Will it survive offshore?

With careful handling, yes — it can function as a safety device offshore. But offshore conditions regularly expose equipment to levels of sustained spray and salt mist that exceed what water-resistant electronics are designed for. If you're crossing significant offshore water regularly, treat your horn as a protected instrument: dry bag when not in use, rinsed and dried after every outing, stored below in dry conditions. The Industrial Waterproof Remote is your best helm-side option if you need a triggered activation from an exposed position.

Do I need both a fixed horn and a portable?

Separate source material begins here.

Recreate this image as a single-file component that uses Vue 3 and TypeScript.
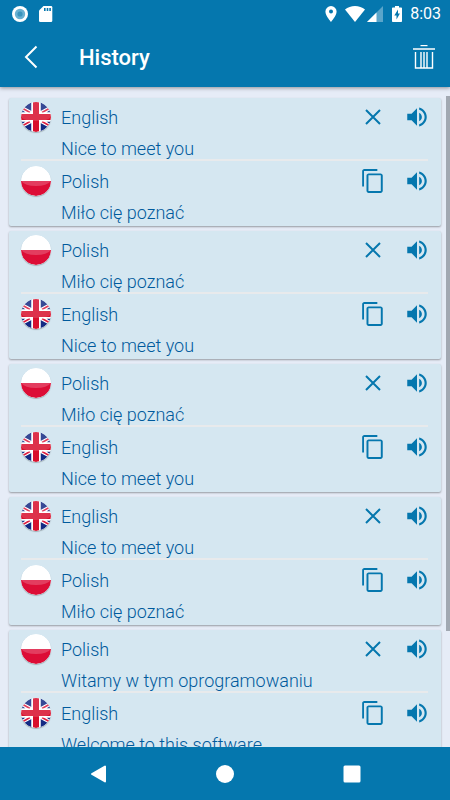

On larger vessels with a proper 12V system and a protected mounting location, a fixed horn for primary signaling and a portable as a backup is a reasonable setup. On small boats, the portable alone is typically the right answer — it's simpler, more reliable, and doesn't require a second electrical system to maintain. The backup argument is more relevant to cruising sailors and larger power vessels where belt-and-suspenders redundancy makes sense.

Final Picks Summary

Here's a quick-reference summary for different marine use cases:

  • Inland lakes, rivers, protected harbors: Marine Air Horns collection — right-sized, easy to stow, full battery compatibility.
  • Coastal, bay, or inlet boating: Quad Trumpets — meaningfully more output for open-water conditions.
  • Offshore, heavy weather, maximum audibility: Extreme Series — the highest output we offer, for situations where sound range is a safety matter.
  • Sailboats and kayaks: Handheld is the only realistic mode; any of the above collections work in handheld configuration.
  • Helm-side activation in spray zones: Pair any model with the Industrial Waterproof Remote.

Whatever vessel you're running, the key is having a device that works when you need it — fully charged, properly maintained, and sized for the water you're on.